"It's true that a lot of people don't know we exist," says Carlo Spiga, founder-conductor of the Los Angeles Pops Orchestra. "But we understand. In these first nine years, our main interest has been in surviving, not in being visible."
Spiga, the personable former violinist of the L.A. Philharmonic, speaks without rancor about the low profile his ensemble has kept all this time. The pops orchestra gave its first performance on Aug. 17, 1977.
"We've been building a foundation," he says earnestly, "And now we are in a position where we think we will last."
Spiga's partners in this enterprise include the orchestra's manager for the past six years, Victor Wong, and what Spiga calls "a first-rate" board of directors now comprising 36 members.
What "building a foundation" means, Spiga and Wong spell out, is: finding corporate support, raising additional funds to meet an annual operating budget of $500,000 and attracting a season subscribership which has now reached 600. Wong, who worked for the San Francisco Symphony during the Jorda/Krips/Ozawa regimes, acknowledges that small deficits at the end of each winter season have been paid off through extra fund-raising activities.
"We started out using the Boston Pops format of three program parts, with two intermissions," says the 45-year-old conductor--a protege of Zubin Mehta, Franco Ferrara and the late Fritz Zweig. "But, for us, that made our programs too long."
And unlike the Boston concerts, Spiga says, performances by his 60- to 75-member ensemble are undisturbed by extramusical sounds in the Los Angeles Room at the Century Plaza Hotel, site of the group's concerts for the past five years--despite the availability of drinks before and after, and at intermission.
"You will hear no clinking at our concerts," Spiga promises. "And no one talks. And the waiters do not serve." Still, he says, people have fun. And, at the opening performance of the four-concert 1986 season on Friday at the Century Plaza, they will also be able to have dinner.
"We have three classes of patrons," the conductor explains. Those who purchase the dinner/concert package will spend $80 per person and begin their evening at 6 o'clock. Those who come for dessert and champagne before the performance will pay $25 and commence their festivities at 8, and those who come for the concert only will pay merely $15." (Ticket information: (213) 453-POPS.)
Pianist Daniel Pollack is soloist at the opening event of the ninth season, Friday night; he will play Rachmaninoff's Second Piano Concerto. On March 21 the soloists will be the four Romeros, playing Rodrigo's "Concierto Andaluz." Soprano Wilhelmenia Fernandez will be the guest artist April 11. And at the final concert, May 16, conductor/pianist Skitch Henderson will appear.
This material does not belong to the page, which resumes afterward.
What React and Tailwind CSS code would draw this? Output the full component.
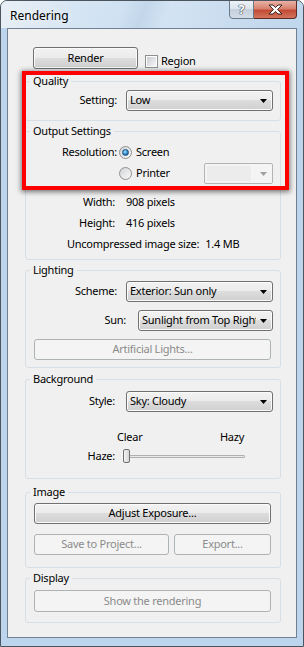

Except for two Santa Monica beachfront concerts played at a private club annually, the pops orchestra has not yet given a summer season. In 1986, Spiga says, that may change; he reveals he is negotiating with the Starlight Bowl in Burbank for an outdoor series there.
AROUND TOWN THIS WEEK: Guenther Schneider-Siemssen, who will design the new production of Verdi's "Otello" scheduled by Music Center Opera this fall, will present an illustrated lecture, Thursday night at 7:30 in the Crocker Center Towers, 330 S. Hope St., downtown. This event begins a series of occasional lectures in preparation for the opera company's 1986-87 season. Next event in the series, Feb. 3, will feature John Bury, designer of the new production of Richard Strauss' "Salome," also scheduled for the fall season. Information: (213) 972-7219. . . . Wednesday night, violinist Isaac Stern is guest soloist on a Los Angeles Philharmonic pension fund benefit concert in the Pavilion of the Music Center. Paavo Berglund will conduct; Stern will play two concertos, the E-minor by Mendelssohn and Max Bruch's G-minor. . . . At subscription concerts of the Philharmonic, starting Thursday night, Berglund begins a two-week visit as guest conductor with a program comprising Schumann's "Spring" Symphony, the First Piano Concerto of Prokofiev (with Juliana Markova as soloist) and Beethoven's Second Symphony. . . . Pianist Peter Serkin plays Anton Webern's Variations, Opus 27, and Bach's "Goldberg" Variations on an intermissionless recital in the Pavilion of the Music Center, Monday night at 8. . . . At the Schoenberg Institute the Kronos Quartet, with assisting artists, presents the complete (four) quartets of Arnold Schoenberg, plus the "Ode to Napoleon Buonaparte," on two evenings, Friday and Saturday at 8. . . . At UCLA, pianist Ilana Vered returns with a recital of music by Scarlatti, Haydn, Beethoven and Schumann on Saturday night at 8. . . . Also Saturday, Western Opera Theater returns to Occidental College with its new, English-language production of Mozart's "Don Giovanni." Curtain is at 8:15 p.m.